***** Information supplied

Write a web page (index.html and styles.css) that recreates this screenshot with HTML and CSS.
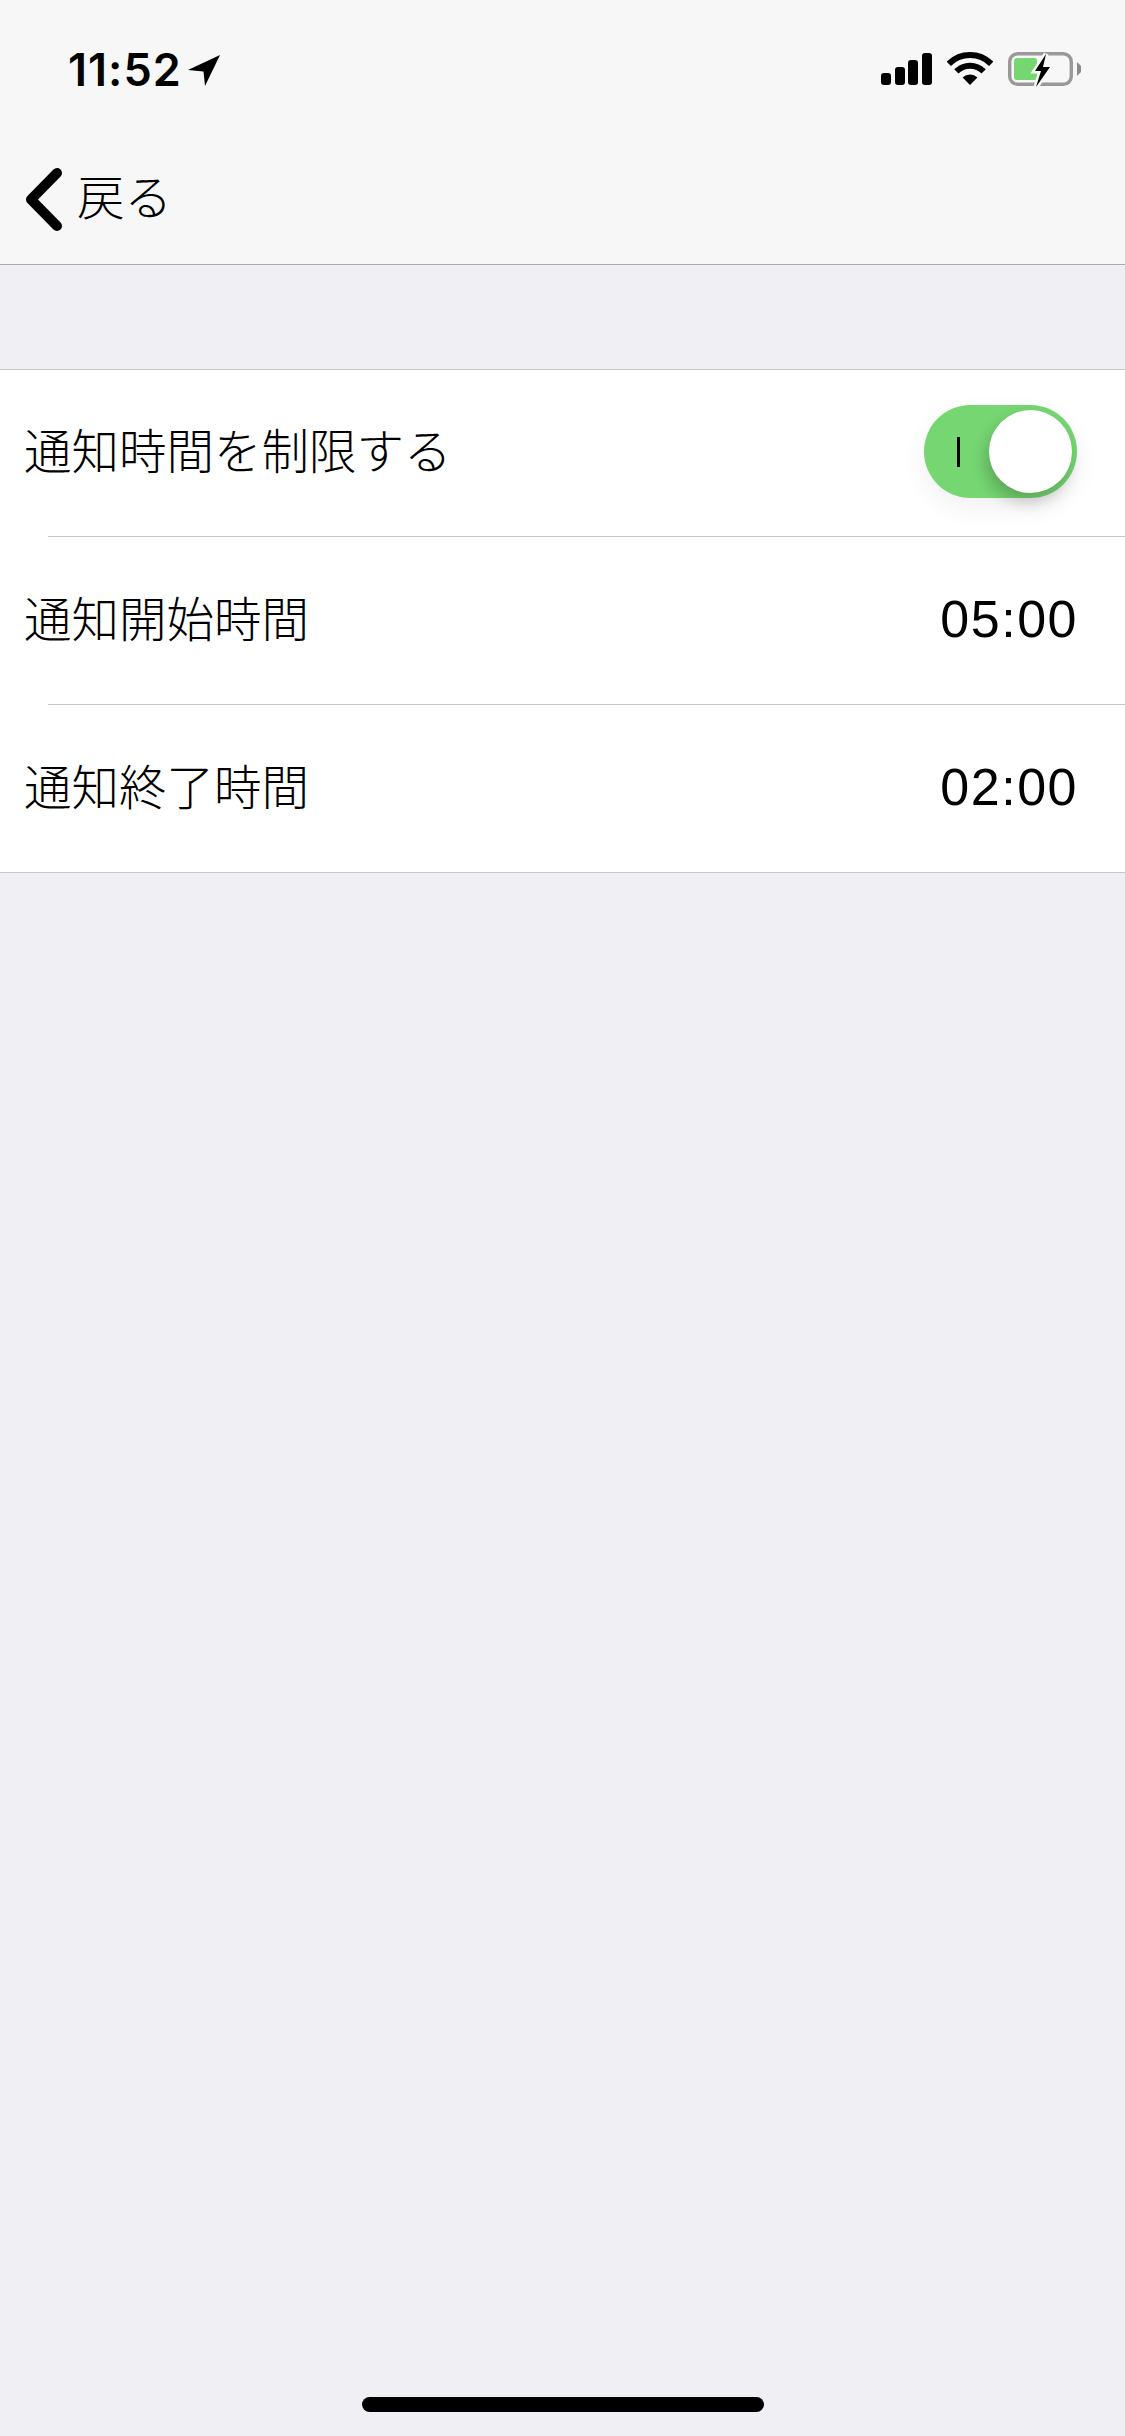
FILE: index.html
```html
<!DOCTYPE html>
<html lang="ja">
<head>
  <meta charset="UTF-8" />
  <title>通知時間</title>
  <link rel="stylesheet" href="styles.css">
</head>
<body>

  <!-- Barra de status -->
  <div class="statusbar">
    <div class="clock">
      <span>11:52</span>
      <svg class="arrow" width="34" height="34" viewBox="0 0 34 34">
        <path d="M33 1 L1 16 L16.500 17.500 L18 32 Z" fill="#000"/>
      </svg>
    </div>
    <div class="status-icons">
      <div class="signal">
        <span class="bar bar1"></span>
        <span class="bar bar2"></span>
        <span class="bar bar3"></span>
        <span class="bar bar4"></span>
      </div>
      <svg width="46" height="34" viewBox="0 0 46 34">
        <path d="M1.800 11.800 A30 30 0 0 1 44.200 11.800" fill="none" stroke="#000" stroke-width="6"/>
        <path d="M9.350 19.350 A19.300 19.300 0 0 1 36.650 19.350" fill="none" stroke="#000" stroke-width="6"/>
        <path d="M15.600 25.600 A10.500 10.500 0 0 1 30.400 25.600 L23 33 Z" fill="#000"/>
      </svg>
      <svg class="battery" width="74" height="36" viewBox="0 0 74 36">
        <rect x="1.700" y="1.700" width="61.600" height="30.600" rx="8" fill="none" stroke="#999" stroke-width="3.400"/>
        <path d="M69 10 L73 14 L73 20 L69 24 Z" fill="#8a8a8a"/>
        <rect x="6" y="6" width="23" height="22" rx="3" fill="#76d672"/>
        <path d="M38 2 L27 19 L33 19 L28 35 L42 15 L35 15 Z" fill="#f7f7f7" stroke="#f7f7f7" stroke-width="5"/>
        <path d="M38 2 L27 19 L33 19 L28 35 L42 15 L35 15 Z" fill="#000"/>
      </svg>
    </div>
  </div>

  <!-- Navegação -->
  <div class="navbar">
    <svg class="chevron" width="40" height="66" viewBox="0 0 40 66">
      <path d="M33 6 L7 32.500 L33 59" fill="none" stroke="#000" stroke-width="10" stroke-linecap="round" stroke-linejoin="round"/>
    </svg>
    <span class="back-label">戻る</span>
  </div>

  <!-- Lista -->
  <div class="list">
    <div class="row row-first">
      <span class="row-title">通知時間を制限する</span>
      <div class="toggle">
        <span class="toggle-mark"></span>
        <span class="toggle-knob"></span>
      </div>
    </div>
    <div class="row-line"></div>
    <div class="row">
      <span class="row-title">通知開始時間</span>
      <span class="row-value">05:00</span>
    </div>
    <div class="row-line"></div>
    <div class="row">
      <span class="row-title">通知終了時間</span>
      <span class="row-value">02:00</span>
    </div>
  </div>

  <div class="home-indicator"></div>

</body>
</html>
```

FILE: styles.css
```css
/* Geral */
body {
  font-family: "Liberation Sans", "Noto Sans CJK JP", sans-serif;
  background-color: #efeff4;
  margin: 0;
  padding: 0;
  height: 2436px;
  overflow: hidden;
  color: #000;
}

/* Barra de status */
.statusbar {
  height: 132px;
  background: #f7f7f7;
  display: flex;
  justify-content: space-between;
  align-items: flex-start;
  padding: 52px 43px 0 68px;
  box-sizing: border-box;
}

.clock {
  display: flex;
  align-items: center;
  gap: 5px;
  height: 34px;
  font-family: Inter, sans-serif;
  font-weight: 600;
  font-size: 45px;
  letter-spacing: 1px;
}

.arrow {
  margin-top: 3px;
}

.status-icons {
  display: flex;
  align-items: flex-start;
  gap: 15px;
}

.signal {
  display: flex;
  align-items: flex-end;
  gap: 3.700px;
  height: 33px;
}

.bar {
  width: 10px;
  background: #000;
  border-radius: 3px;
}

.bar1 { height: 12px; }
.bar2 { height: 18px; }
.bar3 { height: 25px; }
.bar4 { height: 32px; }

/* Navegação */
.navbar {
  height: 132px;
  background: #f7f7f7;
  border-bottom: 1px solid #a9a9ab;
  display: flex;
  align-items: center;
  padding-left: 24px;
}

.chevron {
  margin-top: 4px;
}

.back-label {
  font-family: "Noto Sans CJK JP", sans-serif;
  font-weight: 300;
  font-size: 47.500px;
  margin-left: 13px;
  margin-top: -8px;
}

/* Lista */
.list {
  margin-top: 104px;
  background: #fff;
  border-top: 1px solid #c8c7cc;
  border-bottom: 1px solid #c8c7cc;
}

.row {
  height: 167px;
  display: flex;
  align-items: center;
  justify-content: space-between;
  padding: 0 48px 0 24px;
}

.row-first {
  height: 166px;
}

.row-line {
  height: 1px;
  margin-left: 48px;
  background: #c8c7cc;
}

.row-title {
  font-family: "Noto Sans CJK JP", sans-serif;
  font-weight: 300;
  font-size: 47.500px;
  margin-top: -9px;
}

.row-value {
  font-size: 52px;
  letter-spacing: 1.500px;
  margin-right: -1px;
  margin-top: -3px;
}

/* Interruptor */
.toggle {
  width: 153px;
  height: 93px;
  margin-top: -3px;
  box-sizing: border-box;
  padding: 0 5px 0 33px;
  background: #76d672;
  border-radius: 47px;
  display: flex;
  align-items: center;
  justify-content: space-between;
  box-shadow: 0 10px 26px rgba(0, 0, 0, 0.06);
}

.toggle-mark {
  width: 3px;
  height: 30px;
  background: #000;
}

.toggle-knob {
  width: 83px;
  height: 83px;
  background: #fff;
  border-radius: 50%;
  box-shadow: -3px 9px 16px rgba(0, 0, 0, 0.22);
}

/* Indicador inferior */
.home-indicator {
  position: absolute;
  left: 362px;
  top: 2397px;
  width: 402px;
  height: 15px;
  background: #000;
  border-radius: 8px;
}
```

**********

**Your instructions**
Transcribe the listing above verbatim. Omit the pictures.

**Exercise response**
Write a web page (index.html and styles.css) that recreates this screenshot with HTML and CSS.
FILE: index.html
```html
<!DOCTYPE html>
<html lang="ja">
<head>
  <meta charset="UTF-8" />
  <title>通知時間</title>
  <link rel="stylesheet" href="styles.css">
</head>
<body>

  <!-- Barra de status -->
  <div class="statusbar">
    <div class="clock">
      <span>11:52</span>
      <svg class="arrow" width="34" height="34" viewBox="0 0 34 34">
        <path d="M33 1 L1 16 L16.500 17.500 L18 32 Z" fill="#000"/>
      </svg>
    </div>
    <div class="status-icons">
      <div class="signal">
        <span class="bar bar1"></span>
        <span class="bar bar2"></span>
        <span class="bar bar3"></span>
        <span class="bar bar4"></span>
      </div>
      <svg width="46" height="34" viewBox="0 0 46 34">
        <path d="M1.800 11.800 A30 30 0 0 1 44.200 11.800" fill="none" stroke="#000" stroke-width="6"/>
        <path d="M9.350 19.350 A19.300 19.300 0 0 1 36.650 19.350" fill="none" stroke="#000" stroke-width="6"/>
        <path d="M15.600 25.600 A10.500 10.500 0 0 1 30.400 25.600 L23 33 Z" fill="#000"/>
      </svg>
      <svg class="battery" width="74" height="36" viewBox="0 0 74 36">
        <rect x="1.700" y="1.700" width="61.600" height="30.600" rx="8" fill="none" stroke="#999" stroke-width="3.400"/>
        <path d="M69 10 L73 14 L73 20 L69 24 Z" fill="#8a8a8a"/>
        <rect x="6" y="6" width="23" height="22" rx="3" fill="#76d672"/>
        <path d="M38 2 L27 19 L33 19 L28 35 L42 15 L35 15 Z" fill="#f7f7f7" stroke="#f7f7f7" stroke-width="5"/>
        <path d="M38 2 L27 19 L33 19 L28 35 L42 15 L35 15 Z" fill="#000"/>
      </svg>
    </div>
  </div>

  <!-- Navegação -->
  <div class="navbar">
    <svg class="chevron" width="40" height="66" viewBox="0 0 40 66">
      <path d="M33 6 L7 32.500 L33 59" fill="none" stroke="#000" stroke-width="10" stroke-linecap="round" stroke-linejoin="round"/>
    </svg>
    <span class="back-label">戻る</span>
  </div>

  <!-- Lista -->
  <div class="list">
    <div class="row row-first">
      <span class="row-title">通知時間を制限する</span>
      <div class="toggle">
        <span class="toggle-mark"></span>
        <span class="toggle-knob"></span>
      </div>
    </div>
    <div class="row-line"></div>
    <div class="row">
      <span class="row-title">通知開始時間</span>
      <span class="row-value">05:00</span>
    </div>
    <div class="row-line"></div>
    <div class="row">
      <span class="row-title">通知終了時間</span>
      <span class="row-value">02:00</span>
    </div>
  </div>

  <div class="home-indicator"></div>

</body>
</html>
```

FILE: styles.css
```css
/* Geral */
body {
  font-family: "Liberation Sans", "Noto Sans CJK JP", sans-serif;
  background-color: #efeff4;
  margin: 0;
  padding: 0;
  height: 2436px;
  overflow: hidden;
  color: #000;
}

/* Barra de status */
.statusbar {
  height: 132px;
  background: #f7f7f7;
  display: flex;
  justify-content: space-between;
  align-items: flex-start;
  padding: 52px 43px 0 68px;
  box-sizing: border-box;
}

.clock {
  display: flex;
  align-items: center;
  gap: 5px;
  height: 34px;
  font-family: Inter, sans-serif;
  font-weight: 600;
  font-size: 45px;
  letter-spacing: 1px;
}

.arrow {
  margin-top: 3px;
}

.status-icons {
  display: flex;
  align-items: flex-start;
  gap: 15px;
}

.signal {
  display: flex;
  align-items: flex-end;
  gap: 3.700px;
  height: 33px;
}

.bar {
  width: 10px;
  background: #000;
  border-radius: 3px;
}

.bar1 { height: 12px; }
.bar2 { height: 18px; }
.bar3 { height: 25px; }
.bar4 { height: 32px; }

/* Navegação */
.navbar {
  height: 132px;
  background: #f7f7f7;
  border-bottom: 1px solid #a9a9ab;
  display: flex;
  align-items: center;
  padding-left: 24px;
}

.chevron {
  margin-top: 4px;
}

.back-label {
  font-family: "Noto Sans CJK JP", sans-serif;
  font-weight: 300;
  font-size: 47.500px;
  margin-left: 13px;
  margin-top: -8px;
}

/* Lista */
.list {
  margin-top: 104px;
  background: #fff;
  border-top: 1px solid #c8c7cc;
  border-bottom: 1px solid #c8c7cc;
}

.row {
  height: 167px;
  display: flex;
  align-items: center;
  justify-content: space-between;
  padding: 0 48px 0 24px;
}

.row-first {
  height: 166px;
}

.row-line {
  height: 1px;
  margin-left: 48px;
  background: #c8c7cc;
}

.row-title {
  font-family: "Noto Sans CJK JP", sans-serif;
  font-weight: 300;
  font-size: 47.500px;
  margin-top: -9px;
}

.row-value {
  font-size: 52px;
  letter-spacing: 1.500px;
  margin-right: -1px;
  margin-top: -3px;
}

/* Interruptor */
.toggle {
  width: 153px;
  height: 93px;
  margin-top: -3px;
  box-sizing: border-box;
  padding: 0 5px 0 33px;
  background: #76d672;
  border-radius: 47px;
  display: flex;
  align-items: center;
  justify-content: space-between;
  box-shadow: 0 10px 26px rgba(0, 0, 0, 0.06);
}

.toggle-mark {
  width: 3px;
  height: 30px;
  background: #000;
}

.toggle-knob {
  width: 83px;
  height: 83px;
  background: #fff;
  border-radius: 50%;
  box-shadow: -3px 9px 16px rgba(0, 0, 0, 0.22);
}

/* Indicador inferior */
.home-indicator {
  position: absolute;
  left: 362px;
  top: 2397px;
  width: 402px;
  height: 15px;
  background: #000;
  border-radius: 8px;
}
```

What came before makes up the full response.